Modern Nutrition with Harvard Profesor Joyce Chaplin

Cereal fortified with B-12. Emergen-C with 170% of the daily intake for vitamin C. Vitamin-D pills. We have all seen these products lining the walls of grocery stores and the health isles in CVS. But which of these is necessary, which work, and do any cause harm? This is the question the Food Literacy Project sought out to discuss last week with a number of students and Professor Joyce Chaplin of the history course entitled American Food.

The discussion was one in a series entitled Harvard Talks Food, featuring various professors and experts on a variety of different subjects relating to food—a great way to take advantage of the many resources and depth of knowledge at Harvard. The subject for this one: modern nutrition.

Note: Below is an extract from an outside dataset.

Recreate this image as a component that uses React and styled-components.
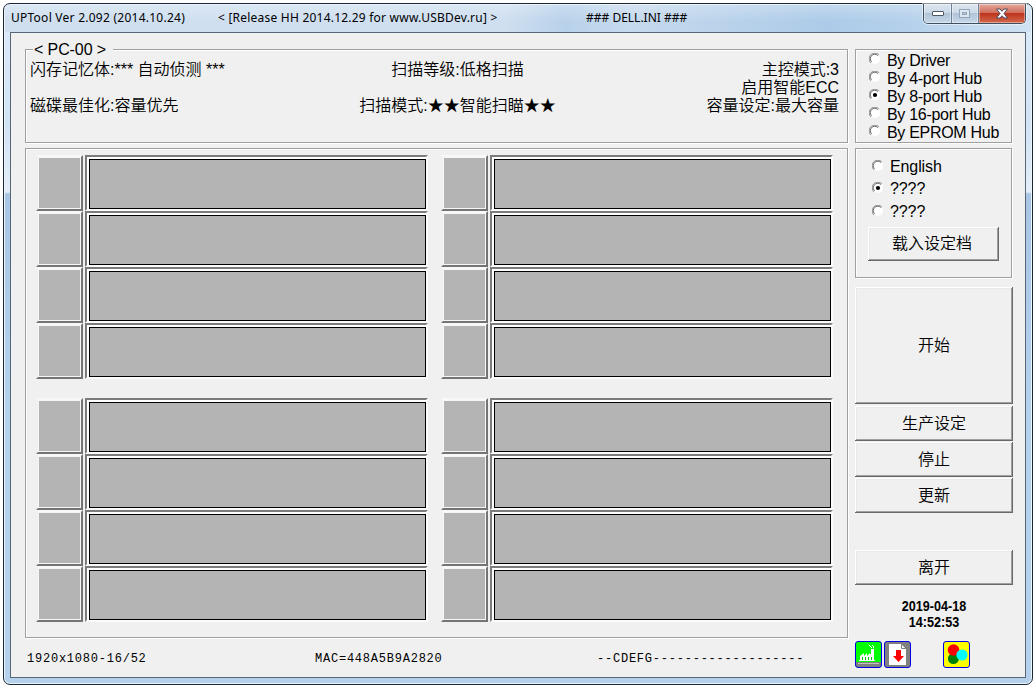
import React, { useState } from "react";
import styled, { createGlobalStyle } from "styled-components";

const GlobalStyle = createGlobalStyle`
    * {
        box-sizing: border-box;
    }
    body {
        margin: 0;
        background: #ffffff;
        overflow: hidden;
        color: #000000;
        font-family: "Liberation Sans", "Noto Sans CJK SC", sans-serif;
        font-size: 16px;
        font-weight: 350;
    }
    button {
        font: inherit;
        color: inherit;
    }
`;

const Window = styled.div`
    display: flex;
    flex-direction: column;
    width: 1030px;
    height: 682px;
    margin: 3px;
    padding: 0 6px 6px;
    border: 1px solid #1c2733;
    border-radius: 7px;
    background: linear-gradient(
        #dcebf8 0,
        #d2e3f4 120px,
        #e4eef8 188px,
        #a8c6e3 190px,
        #b5d2ed 420px,
        #b4d0ea 100%
    );
    box-shadow: inset 0 0 0 1px #e9f4fc;
`;

const TitleBar = styled.div`
    display: flex;
    align-items: flex-start;
    height: 27px;
    margin: 1px -5px 0;
    padding-left: 6px;
    border-radius: 5px 5px 0 0;
    background:
        linear-gradient(rgba(255, 255, 255, 0.25), rgba(255, 255, 255, 0) 60%),
        linear-gradient(
            90deg,
            #cfdff0 0,
            #cfdff0 500px,
            #b8d1ea 560px,
            #c6daee 620px,
            #bcd4eb 700px,
            #adcbe8 820px,
            #b4d0eb 900px,
            #cfe1f2 100%
        );
`;

const TitleText = styled.span`
    width: ${(props) => props.$width}px;
    line-height: 25px;
    font-family: "Noto Sans", "Open Sans", sans-serif;
    font-size: 12px;
    font-weight: 400;
    letter-spacing: ${(props) => props.$spacing || 0}px;
    white-space: pre;
`;

const WindowButtons = styled.div`
    display: flex;
    height: 20px;
    margin: -1px 5px 0 auto;
    border: 1px solid #3f4f60;
    border-top: none;
    border-radius: 0 0 5px 5px;
    box-shadow: 0 0 0 1px rgba(255, 255, 255, 0.5);
    overflow: hidden;
`;

const WindowButton = styled.div`
    display: flex;
    align-items: center;
    justify-content: center;
    width: ${(props) => props.$width}px;
    border-right: ${(props) => (props.$close ? "none" : "1px solid #6c8299")};
    box-shadow: inset 0 0 0 1px rgba(255, 255, 255, 0.4);
    background: ${(props) =>
        props.$close
            ? "linear-gradient(#e3a99c, #cf6c59 48%, #bd351d 50%, #d3684c)"
            : "linear-gradient(#dce6f0, #ccd9e6 48%, #b1c4d7 50%, #c6d8e9)"};
`;

const Client = styled.div`
    display: flex;
    gap: 7px;
    flex: 1;
    padding: 16px 13px 0 14px;
    border: 1px solid #56677a;
    background: #f0f0f0;
`;

const MainColumn = styled.div`
    display: flex;
    flex-direction: column;
    width: 823px;
`;

const SideColumn = styled.div`
    display: flex;
    flex-direction: column;
    width: 158px;
`;

const Group = styled.div`
    width: ${(props) => props.$width}px;
    height: ${(props) => props.$height}px;
    margin-bottom: 5px;
    padding: ${(props) => props.$padding || "0"};
    border: 1px solid #a0a0a0;
    box-shadow:
        inset 1px 1px 0 #ffffff,
        1px 1px 0 #ffffff;
`;

const Legend = styled.div`
    width: 80px;
    height: 18px;
    margin: -9px 0 0 7px;
    padding-left: 1px;
    background: #f0f0f0;
    letter-spacing: -0.1px;
    line-height: 18px;
    white-space: pre;
`;

const Info = styled.div`
    display: grid;
    grid-template-columns: 270px 315px 1fr;
    padding: 2px 8px 0 4px;
    line-height: 18px;
    white-space: pre;
`;

const InfoCell = styled.div`
    height: 18px;
    text-align: ${(props) => props.$align || "left"};
`;

const Bank = styled.div`
    display: grid;
    grid-template-columns: 392px 392px;
    column-gap: 13px;
    margin-bottom: 19px;
`;

const Slot = styled.div`
    display: flex;
    gap: 2px;
    height: 56px;
`;

const SlotTile = styled.div`
    width: 47px;
    height: 56px;
    border: 2px solid;
    border-color: #f8f8f8 #747474 #747474 #f0f0f0;
    box-shadow: inset 0 0 0 1px #f6f6f6;
    background: #b4b4b4;
`;

const SlotFrame = styled.div`
    width: 343px;
    height: 56px;
    padding: 2px 0 0 2px;
    border: 2px solid;
    border-color: #7c7c7c #fbfbfb #fbfbfb #7c7c7c;
    background: #ffffff;
`;

const SlotScreen = styled.div`
    height: 50px;
    border: 1px solid #000000;
    background: #b4b4b4;
`;

const StatusBar = styled.div`
    display: flex;
    padding: 7px 0 0 2px;
    font-family: "Liberation Mono", monospace;
    font-size: 12px;
    letter-spacing: 0.77px;
    line-height: 18px;
    white-space: pre;
`;

const StatusText = styled.span`
    width: ${(props) => props.$width}px;
`;

const Option = styled.label`
    display: flex;
    gap: 6px;
    height: ${(props) => props.$height}px;
    line-height: ${(props) => props.$height}px;
    letter-spacing: ${(props) => props.$spacing || 0}px;
    white-space: pre;
`;

const RadioIcon = styled.svg`
    width: 12px;
    height: 12px;
    margin-top: ${(props) => props.$top}px;
`;

const PushButton = styled.button`
    width: ${(props) => props.$width || 158}px;
    height: ${(props) => props.$height}px;
    margin: ${(props) => props.$margin || "0 0 1px"};
    padding: ${(props) => props.$padding || "0 0 4px"};
    border: 0;
    background: #f0f0f0;
    box-shadow:
        inset -1px -1px 0 #696969,
        inset 1px 1px 0 #ffffff,
        inset -2px -2px 0 #a0a0a0,
        inset 2px 2px 0 #e9e9e9;
`;

const Clock = styled.div`
    margin-top: 13px;
    text-align: center;
    font-size: 14px;
    font-weight: bold;
    line-height: 16px;
    transform: scaleX(0.9);
`;

const Shortcuts = styled.div`
    display: flex;
    gap: 2px;
    margin-top: 11px;
`;

const Shortcut = styled.svg`
    width: 27px;
    height: 27px;
    margin-left: ${(props) => props.$left || 0}px;
`;

const HUBS = [
    "By Driver",
    "By 4-port Hub",
    "By 8-port Hub",
    "By 16-port Hub",
    "By EPROM Hub",
];

const LANGUAGES = ["English", "????", "????"];

function Radio({ checked, top }) {
    return (
        <RadioIcon viewBox="0 0 12 12" $top={top}>
            <circle cx="6" cy="6" r="5" fill="#fff" />
            <path
                d="M1.8 9.8A5.4 5.4 0 0 1 9.8 1.8"
                fill="none"
                stroke="#8c8c8c"
            />
            <path
                d="M2.6 8.8A4.4 4.4 0 0 1 8.9 2.6"
                fill="none"
                stroke="#5f5f5f"
                strokeWidth="0.9"
            />
            {checked && <circle cx="6" cy="6" r="2.1" fill="#000" />}
        </RadioIcon>
    );
}

function SlotBank() {
    return (
        <Bank>
            {Array.from({ length: 8 }, (_, i) => (
                <Slot key={i}>
                    <SlotTile />
                    <SlotFrame>
                        <SlotScreen />
                    </SlotFrame>
                </Slot>
            ))}
        </Bank>
    );
}

function FactoryIcon() {
    return (
        <Shortcut viewBox="0 0 27 27">
            <rect x="0.5" y="0.5" width="26" height="26" rx="2.5" fill="#00ff00" />
            <path d="M1 21h25v4l-1 1H2l-1-1z" fill="#808080" />
            <path d="M3 22.5h21" stroke="#c0c0c0" />
            <path
                d="M4 20v-1h1v-4l4-3v3l3-3v3l3-3v1h1V8h3v11h1v1z"
                fill="#fff"
            />
            <path
                d="M7.5 16v3M10.5 16v3M13.5 16v3M16.5 16v3"
                stroke="#00c800"
            />
            <path
                d="M14 4.5h1M15 5.5h1M16 6.5h1M17 4.5h1M18 5.5h1M18 6.5h1"
                stroke="#fff"
            />
            <rect x="0.5" y="0.5" width="26" height="26" rx="2.5" fill="none" stroke="#0000e0" />
        </Shortcut>
    );
}

function DownloadIcon() {
    return (
        <Shortcut viewBox="0 0 27 27">
            <rect x="0.5" y="0.5" width="26" height="26" rx="2.5" fill="#808080" stroke="#0000e0" />
            <path d="M5 3h12l5 5v16H5z" fill="#fff" />
            <path d="M17.5 3v4.5H22" fill="none" stroke="#808080" />
            <path d="M12 9h5v6h3l-5.5 6L9 15h3z" fill="#ff0000" />
        </Shortcut>
    );
}

function ColorsIcon() {
    return (
        <Shortcut viewBox="0 0 27 27" $left={30}>
            <rect x="0.5" y="0.5" width="26" height="26" rx="2.5" fill="#ffff00" stroke="#0000e0" />
            <circle cx="10.4" cy="17.6" r="5.5" fill="#008000" />
            <circle cx="10.5" cy="9" r="5.8" fill="#ff0000" />
            <circle cx="19" cy="14" r="5.6" fill="#00ffff" />
        </Shortcut>
    );
}

export default function App() {
    const [hub, setHub] = useState(2);
    const [language, setLanguage] = useState(1);

    return (
        <>
            <GlobalStyle />
            <Window>
                <TitleBar>
                    <TitleText $width={207} $spacing={0.25}>
                        UPTool Ver 2.092 (2014.10.24)
                    </TitleText>
                    <TitleText $width={368} $spacing={0.22}>
                        {"< [Release HH 2014.12.29 for www.USBDev.ru] >"}
                    </TitleText>
                    <TitleText $width={130}>### DELL.INI ###</TitleText>
                    <WindowButtons>
                        <WindowButton $width={28}>
                            <svg width="14" height="6" viewBox="0 0 14 6">
                                <rect x="1.5" y="0.5" width="11" height="4" rx="0.5" fill="#fff" stroke="#4c5866" />
                            </svg>
                        </WindowButton>
                        <WindowButton $width={27}>
                            <svg width="12" height="10" viewBox="0 0 12 10">
                                <rect x="0.5" y="0.5" width="10" height="8" fill="#dde7f1" stroke="#93a5b8" />
                                <rect x="3.5" y="3.5" width="4" height="2" fill="#b9cadb" stroke="#93a5b8" />
                            </svg>
                        </WindowButton>
                        <WindowButton $width={46} $close>
                            <svg width="14" height="11" viewBox="0 0 14 11">
                                <path
                                    d="M1.5 1h3.6L7 3.3 8.9 1h3.6L9 5.5l3.5 4.5H8.9L7 7.7 5.1 10H1.5L5 5.5z"
                                    fill="#fff"
                                    stroke="#4b4a5c"
                                />
                            </svg>
                        </WindowButton>
                    </WindowButtons>
                </TitleBar>
                <Client>
                    <MainColumn>
                        <Group $width={823} $height={94}>
                            <Legend>{"< PC-00 >"}</Legend>
                            <Info>
                                <InfoCell>闪存记忆体:*** 自动侦测 ***</InfoCell>
                                <InfoCell $align="center">扫描等级:低格扫描</InfoCell>
                                <InfoCell $align="right">主控模式:3</InfoCell>
                                <InfoCell />
                                <InfoCell />
                                <InfoCell $align="right">启用智能ECC</InfoCell>
                                <InfoCell>磁碟最佳化:容量优先</InfoCell>
                                <InfoCell $align="center">扫描模式:★★智能扫瞄★★</InfoCell>
                                <InfoCell $align="right">容量设定:最大容量</InfoCell>
                            </Info>
                        </Group>
                        <Group $width={823} $height={490} $padding="6px 0 0 10px">
                            <SlotBank />
                            <SlotBank />
                        </Group>
                        <StatusBar>
                            <StatusText $width={288}>1920x1080-16/52</StatusText>
                            <StatusText $width={282}>MAC=448A5B9A2820</StatusText>
                            <StatusText>--CDEFG-------------------</StatusText>
                        </StatusBar>
                    </MainColumn>
                    <SideColumn>
                        <Group $width={157} $height={94} $padding="2px 0 0 13px">
                            {HUBS.map((name, i) => (
                                <Option
                                    key={name}
                                    $height={18}
                                    $spacing={-0.3}
                                    onClick={() => setHub(i)}
                                >
                                    <Radio checked={hub === i} top={1} />
                                    {name}
                                </Option>
                            ))}
                        </Group>
                        <Group $width={157} $height={130} $padding="7px 0 0 16px">
                            {LANGUAGES.map((name, i) => (
                                <Option
                                    key={i}
                                    $height={i === 0 ? 22 : 22.5}
                                    $spacing={-0.1}
                                    onClick={() => setLanguage(i)}
                                >
                                    <Radio checked={language === i} top={4} />
                                    {name}
                                </Option>
                            ))}
                            <PushButton
                                $width={131}
                                $height={34}
                                $margin="4px 0 0 -4px"
                                $padding="0 3px 4px 0"
                            >
                                载入设定档
                            </PushButton>
                        </Group>
                        <PushButton $height={117} $margin="4px 0 2px">
                            开始
                        </PushButton>
                        <PushButton $height={35}>生产设定</PushButton>
                        <PushButton $height={35}>停止</PushButton>
                        <PushButton $height={35}>更新</PushButton>
                        <PushButton $height={35} $margin="36px 0 0">
                            离开
                        </PushButton>
                        <Clock>
                            2019-04-18
                            <br />
                            14:52:53
                        </Clock>
                        <Shortcuts>
                            <FactoryIcon />
                            <DownloadIcon />
                            <ColorsIcon />
                        </Shortcuts>
                    </SideColumn>
                </Client>
            </Window>
        </>
    );
}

We first learned by a short lecture from Professor Chaplin about historical circumstances under which each of the nutrition “building blocks” (e.g., proteins, carbohydrates, and later vitamins) was discovered. Before this, many people based nutritional recommendations on the body’s external characteristics (hot or cold, or even personality traits) or the changing seasons (for example, as in the Humor system).

Each new discovery brought new recommendations. Today, Professor Chaplin suggests, we have seen the reduction of nutrition to our current scientific knowledge—our body needs certain building blocks in certain amounts, and so we can simply extract these building blocks and take them by themselves. This is also known as the astronaut theory: the idea that one day we will no longer need to cook or eat, except a set of pills that provide all the nutrition we need.

Happy to say, this hasn’t become the case yet, if only because of the joy found in cooking and the excitement in tasting and smelling new dishes. In fact, some evidence is now suggesting the scientific reduction is too simple. One study Professor Chaplin mentioned studied two types of subjects, those who took vitamins and those who did not, and those who took vitamins died earlier than those who did not.

There are a number of potential reasons for this. First, we may need the fiber and make-up of whole foods to absorb vitamins and minerals and so forth at the right moment throughout the digestion process. Also, some vitamins, minerals, or other supplements when taken in excess can be toxic—some we may not even know about. Some people may even eat less healthy, thinking supplements can be filler for real food.

Does this mean we should be wary of taking any supplements at not? I don’t think so—at least, we know certain vitamins such as Vitamin D may be helpful for those living in sunless areas and is only toxic in very high doses. It’s important to remember, however, that such things should be taken as supplements, and not a replacement for a wholesome diet where we can and should achieve to get our nutrients from.